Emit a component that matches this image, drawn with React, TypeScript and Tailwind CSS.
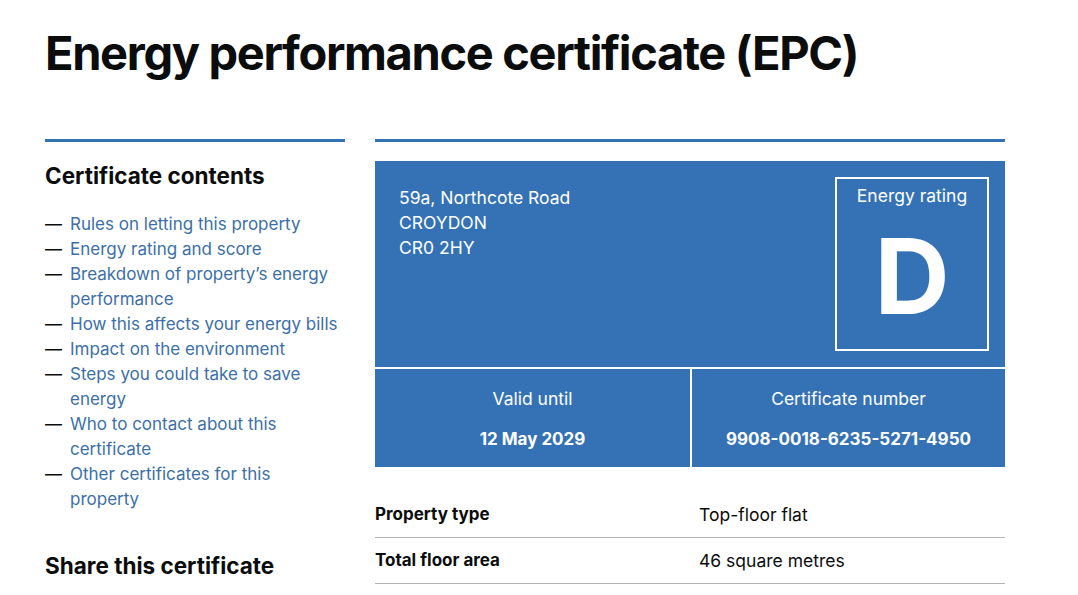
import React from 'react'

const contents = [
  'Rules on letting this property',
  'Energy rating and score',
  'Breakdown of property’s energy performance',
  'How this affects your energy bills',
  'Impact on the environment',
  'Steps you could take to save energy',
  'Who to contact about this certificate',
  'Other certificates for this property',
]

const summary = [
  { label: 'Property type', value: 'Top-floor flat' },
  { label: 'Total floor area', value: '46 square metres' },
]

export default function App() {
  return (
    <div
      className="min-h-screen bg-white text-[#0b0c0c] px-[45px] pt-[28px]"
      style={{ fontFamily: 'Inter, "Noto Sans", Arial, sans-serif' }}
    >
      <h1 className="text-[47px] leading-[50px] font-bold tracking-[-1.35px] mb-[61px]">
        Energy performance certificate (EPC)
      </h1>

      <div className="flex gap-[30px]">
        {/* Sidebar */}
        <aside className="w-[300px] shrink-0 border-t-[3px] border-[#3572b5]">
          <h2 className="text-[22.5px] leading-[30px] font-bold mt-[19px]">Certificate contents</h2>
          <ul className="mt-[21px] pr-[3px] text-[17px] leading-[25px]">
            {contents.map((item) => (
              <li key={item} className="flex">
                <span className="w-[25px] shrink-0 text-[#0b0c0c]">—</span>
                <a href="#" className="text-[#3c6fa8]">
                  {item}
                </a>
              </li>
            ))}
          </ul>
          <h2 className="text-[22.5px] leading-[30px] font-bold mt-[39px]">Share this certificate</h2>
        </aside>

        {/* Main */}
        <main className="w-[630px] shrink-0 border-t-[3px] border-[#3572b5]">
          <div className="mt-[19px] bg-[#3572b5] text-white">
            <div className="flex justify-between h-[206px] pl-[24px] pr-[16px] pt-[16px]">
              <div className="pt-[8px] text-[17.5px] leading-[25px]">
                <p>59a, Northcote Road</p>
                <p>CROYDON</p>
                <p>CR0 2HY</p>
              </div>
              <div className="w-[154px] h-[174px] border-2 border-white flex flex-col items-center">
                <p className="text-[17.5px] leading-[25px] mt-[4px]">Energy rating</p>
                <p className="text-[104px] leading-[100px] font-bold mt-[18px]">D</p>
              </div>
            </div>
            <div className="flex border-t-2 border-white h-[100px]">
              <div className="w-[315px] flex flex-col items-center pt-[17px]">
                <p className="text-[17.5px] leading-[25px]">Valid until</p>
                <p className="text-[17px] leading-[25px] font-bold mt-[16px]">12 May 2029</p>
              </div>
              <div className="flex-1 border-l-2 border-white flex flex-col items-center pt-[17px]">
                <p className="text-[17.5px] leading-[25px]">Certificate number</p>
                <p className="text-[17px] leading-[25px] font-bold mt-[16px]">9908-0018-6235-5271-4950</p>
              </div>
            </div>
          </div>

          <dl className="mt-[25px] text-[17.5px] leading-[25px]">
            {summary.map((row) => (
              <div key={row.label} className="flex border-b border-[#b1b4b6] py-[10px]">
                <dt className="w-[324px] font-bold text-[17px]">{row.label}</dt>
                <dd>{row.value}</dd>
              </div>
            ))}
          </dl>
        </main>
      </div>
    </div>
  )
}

◆ Problem requirements
Omit the pictures and give the material again, exactly and in full.

◆ Full response
Emit a component that matches this image, drawn with React, TypeScript and Tailwind CSS.
import React from 'react'

const contents = [
  'Rules on letting this property',
  'Energy rating and score',
  'Breakdown of property’s energy performance',
  'How this affects your energy bills',
  'Impact on the environment',
  'Steps you could take to save energy',
  'Who to contact about this certificate',
  'Other certificates for this property',
]

const summary = [
  { label: 'Property type', value: 'Top-floor flat' },
  { label: 'Total floor area', value: '46 square metres' },
]

export default function App() {
  return (
    <div
      className="min-h-screen bg-white text-[#0b0c0c] px-[45px] pt-[28px]"
      style={{ fontFamily: 'Inter, "Noto Sans", Arial, sans-serif' }}
    >
      <h1 className="text-[47px] leading-[50px] font-bold tracking-[-1.35px] mb-[61px]">
        Energy performance certificate (EPC)
      </h1>

      <div className="flex gap-[30px]">
        {/* Sidebar */}
        <aside className="w-[300px] shrink-0 border-t-[3px] border-[#3572b5]">
          <h2 className="text-[22.5px] leading-[30px] font-bold mt-[19px]">Certificate contents</h2>
          <ul className="mt-[21px] pr-[3px] text-[17px] leading-[25px]">
            {contents.map((item) => (
              <li key={item} className="flex">
                <span className="w-[25px] shrink-0 text-[#0b0c0c]">—</span>
                <a href="#" className="text-[#3c6fa8]">
                  {item}
                </a>
              </li>
            ))}
          </ul>
          <h2 className="text-[22.5px] leading-[30px] font-bold mt-[39px]">Share this certificate</h2>
        </aside>

        {/* Main */}
        <main className="w-[630px] shrink-0 border-t-[3px] border-[#3572b5]">
          <div className="mt-[19px] bg-[#3572b5] text-white">
            <div className="flex justify-between h-[206px] pl-[24px] pr-[16px] pt-[16px]">
              <div className="pt-[8px] text-[17.5px] leading-[25px]">
                <p>59a, Northcote Road</p>
                <p>CROYDON</p>
                <p>CR0 2HY</p>
              </div>
              <div className="w-[154px] h-[174px] border-2 border-white flex flex-col items-center">
                <p className="text-[17.5px] leading-[25px] mt-[4px]">Energy rating</p>
                <p className="text-[104px] leading-[100px] font-bold mt-[18px]">D</p>
              </div>
            </div>
            <div className="flex border-t-2 border-white h-[100px]">
              <div className="w-[315px] flex flex-col items-center pt-[17px]">
                <p className="text-[17.5px] leading-[25px]">Valid until</p>
                <p className="text-[17px] leading-[25px] font-bold mt-[16px]">12 May 2029</p>
              </div>
              <div className="flex-1 border-l-2 border-white flex flex-col items-center pt-[17px]">
                <p className="text-[17.5px] leading-[25px]">Certificate number</p>
                <p className="text-[17px] leading-[25px] font-bold mt-[16px]">9908-0018-6235-5271-4950</p>
              </div>
            </div>
          </div>

          <dl className="mt-[25px] text-[17.5px] leading-[25px]">
            {summary.map((row) => (
              <div key={row.label} className="flex border-b border-[#b1b4b6] py-[10px]">
                <dt className="w-[324px] font-bold text-[17px]">{row.label}</dt>
                <dd>{row.value}</dd>
              </div>
            ))}
          </dl>
        </main>
      </div>
    </div>
  )
}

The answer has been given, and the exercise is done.